Estudante de Psicologia e amante da literatura. É colunista do site Fãs da Psicanálise.

5 COMENTÁRIOS

  1. Esse texto é um dos melhores que já li nos últimos anos! Sintetiza muitas das minhas percepções e gostaria de parabenizar o autor pela coerência das ideias! Um dos meus preferidos textos desta página, certamente!

  2. Isso aqui é tão profundo e real ”Diante toda nossa insignificância no cosmos, costumamos construir uma série de situações que nos permitem pertencer a algo (ou a alguém) nem que seja de maneira fantasiada; efêmera. É um processo natural que utilizamos para – também – lidar com o estar-no-mundo.” Real e melancólico para mim. Haha

    ”Ora, então agora sabemos o motivo da relação sexual não existir.

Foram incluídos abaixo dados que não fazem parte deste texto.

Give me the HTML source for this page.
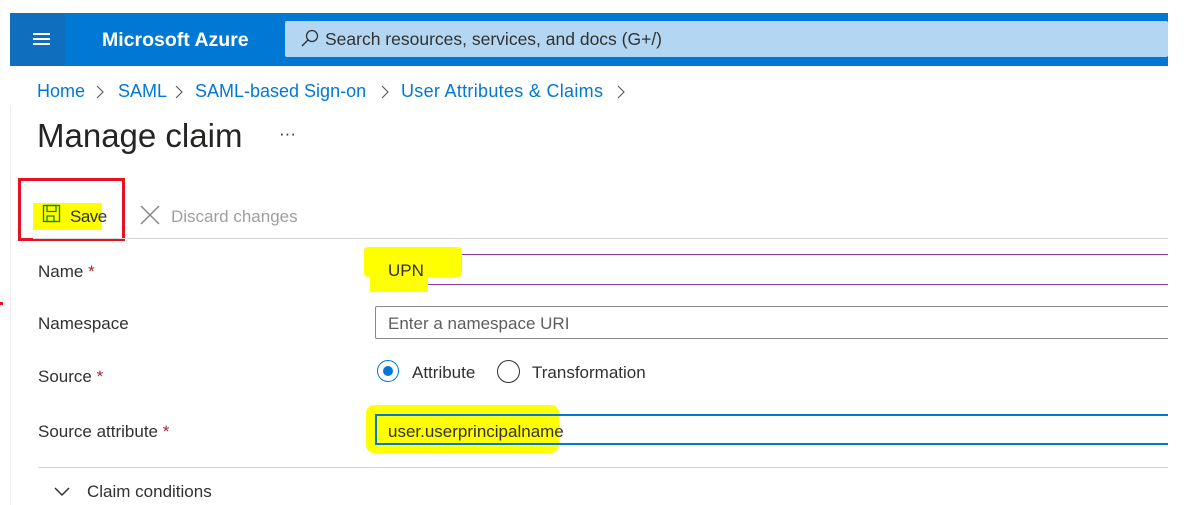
<!DOCTYPE html><html><head><style>
body{margin:0;width:1193px;height:505px;background:#fff;position:relative;overflow:hidden;font-family:"Liberation Sans",sans-serif}
.a{position:absolute}
.t{font-size:17px;color:#323130;white-space:nowrap}
.hl{background:#ffff00}
.b{position:absolute;top:81px;color:#0078d4;font-size:18px;white-space:nowrap}
</style></head><body>
<div class="a" style="left:10px;top:13px;width:1158px;height:53px;background:#0078d4"></div>
<div class="a" style="left:10px;top:13px;width:55px;height:53px;background:#106ebe"></div>
<div class="a" style="left:33px;top:33px;width:17px;height:2px;background:#fff;box-shadow:0 5px 0 #fff,0 10px 0 #fff"></div>
<div class="a" style="left:102px;top:29px;color:#fff;font-size:19.5px;font-weight:bold">Microsoft Azure</div>
<div class="a" style="left:285px;top:21px;width:883px;height:36px;background:#b3d7f3;border-radius:2px"></div>
<svg class="a" style="left:300px;top:28px" width="20" height="20"><circle cx="12" cy="8" r="5.5" fill="none" stroke="#323130" stroke-width="1.3"/><line x1="8" y1="12" x2="2" y2="18" stroke="#323130" stroke-width="1.4"/></svg>
<div class="a t" style="left:325px;top:29px;color:#323130;font-size:17.5px">Search resources, services, and docs (G+/)</div>
<div class="b" style="left:37px">Home</div>
<div class="b" style="left:118px">SAML</div>
<div class="b" style="left:195px">SAML-based Sign-on</div>
<div class="b" style="left:401px;letter-spacing:0.3px">User Attributes &amp; Claims</div>
<svg class="a" style="left:95px;top:84px" width="540" height="16"><g fill="none" stroke="#605e5c" stroke-width="1.2"><path d="M2 2L8 8L2 14"/><path d="M81 2L87 8L81 14"/><path d="M287 2L293 8L287 14"/><path d="M523 2L529 8L523 14"/></g></svg>
<div class="a" style="left:10px;top:105px;width:1px;height:400px;background:#eee"></div>
<div class="a t" style="left:37px;top:117px;font-size:33px;color:#252423">Manage claim</div>
<div class="a t" style="left:279px;top:124px;font-size:17px">···</div>
<div class="a" style="left:18px;top:178px;width:107px;height:63px;border:3px solid #e81123;box-sizing:border-box"></div>
<div class="a hl" style="left:33px;top:203px;width:69px;height:27px"></div>
<svg class="a" style="left:42px;top:204px" width="20" height="20"><rect x="1.5" y="1.5" width="16" height="16" fill="none" stroke="#107c10" stroke-width="1.3"/><rect x="5" y="1.5" width="9" height="6" fill="none" stroke="#107c10" stroke-width="1.2"/><rect x="5" y="12" width="7" height="5.5" fill="none" stroke="#107c10" stroke-width="1.2"/></svg>
<div class="a t" style="left:70px;top:207px;font-size:17px;letter-spacing:-0.5px">Save</div>
<svg class="a" style="left:139px;top:204px" width="22" height="22"><path d="M2 2L20 20M20 2L2 20" stroke="#8a8886" stroke-width="1.5"/></svg>
<div class="a t" style="left:171px;top:207px;color:#a19f9d">Discard changes</div>
<div class="a" style="left:33px;top:238px;width:1135px;height:1px;background:#d6d6d6"></div>
<div class="a t" style="left:38px;top:262px">Name <span style="color:#a4262c">*</span></div>
<div class="a" style="left:375px;top:254px;width:793px;height:31px;border:1px solid #8a3aa0;border-right:none;box-sizing:border-box"></div>
<div class="a hl" style="left:364px;top:247px;width:98px;height:30px;border-radius:4px"></div>
<div class="a hl" style="left:370px;top:272px;width:58px;height:20px"></div>
<div class="a t" style="left:388px;top:261px">UPN</div>
<div class="a t" style="left:38px;top:314px">Namespace</div>
<div class="a" style="left:375px;top:306px;width:793px;height:33px;border:1px solid #8a8886;border-right:none;border-radius:2px 0 0 2px;box-sizing:border-box"></div>
<div class="a t" style="left:388px;top:314px;color:#605e5c">Enter a namespace URI</div>
<div class="a t" style="left:38px;top:367px">Source <span style="color:#a4262c">*</span></div>
<div class="a" style="left:377px;top:360px;width:22px;height:22px;border:1px solid #0078d4;border-radius:50%;box-sizing:border-box"></div>
<div class="a" style="left:383px;top:366px;width:10px;height:10px;background:#0078d4;border-radius:50%"></div>
<div class="a t" style="left:412px;top:363px">Attribute</div>
<div class="a" style="left:497px;top:360px;width:23px;height:23px;border:1px solid #323130;border-radius:50%;box-sizing:border-box"></div>
<div class="a t" style="left:532px;top:363px">Transformation</div>
<div class="a t" style="left:38px;top:422px">Source attribute <span style="color:#a4262c">*</span></div>
<div class="a hl" style="left:366px;top:405px;width:193px;height:48px;border-radius:8px"></div>
<div class="a" style="left:375px;top:414px;width:793px;height:31px;border:2px solid #0078d4;border-right:none;box-sizing:border-box"></div>
<div class="a hl" style="left:377px;top:416px;width:150px;height:27px"></div>
<div class="a t" style="left:388px;top:422px">user.userprincipalname</div>
<div class="a" style="left:38px;top:467px;width:1130px;height:1px;background:#d6d6d6"></div>
<svg class="a" style="left:53px;top:485px" width="18" height="14"><path d="M2 3L9 10L16 3" fill="none" stroke="#323130" stroke-width="1.5"/></svg>
<div class="a t" style="left:87px;top:482px">Claim conditions</div>
<div class="a" style="left:0;top:302px;width:3px;height:3px;background:#e81123"></div>
</body></html>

O ato sexual sim, ele existe; já a relação não – não existe pois, estruturalmente, não podemos obter uma satisfação total em qualquer que seja a relação que construímos com o outro.”

    Então não podemos ter uma satisfação total porque sempre haverá um espaço para imperfeições? Sempre haverá uma falta =/
    Mas relação é sinônimo de satisfação ?

    • Presumo que entra a “tese” de que não haveria traição, quando imaginemos a atração indo além do aspecto físico, mas inteligência, profissional de sucesso em sua área e conversas convergentes: assuntos em comum! Não por acaso, são motivos alegados para a separação: a rotina diária doméstica associada ao comportamento e temperamento de cada um!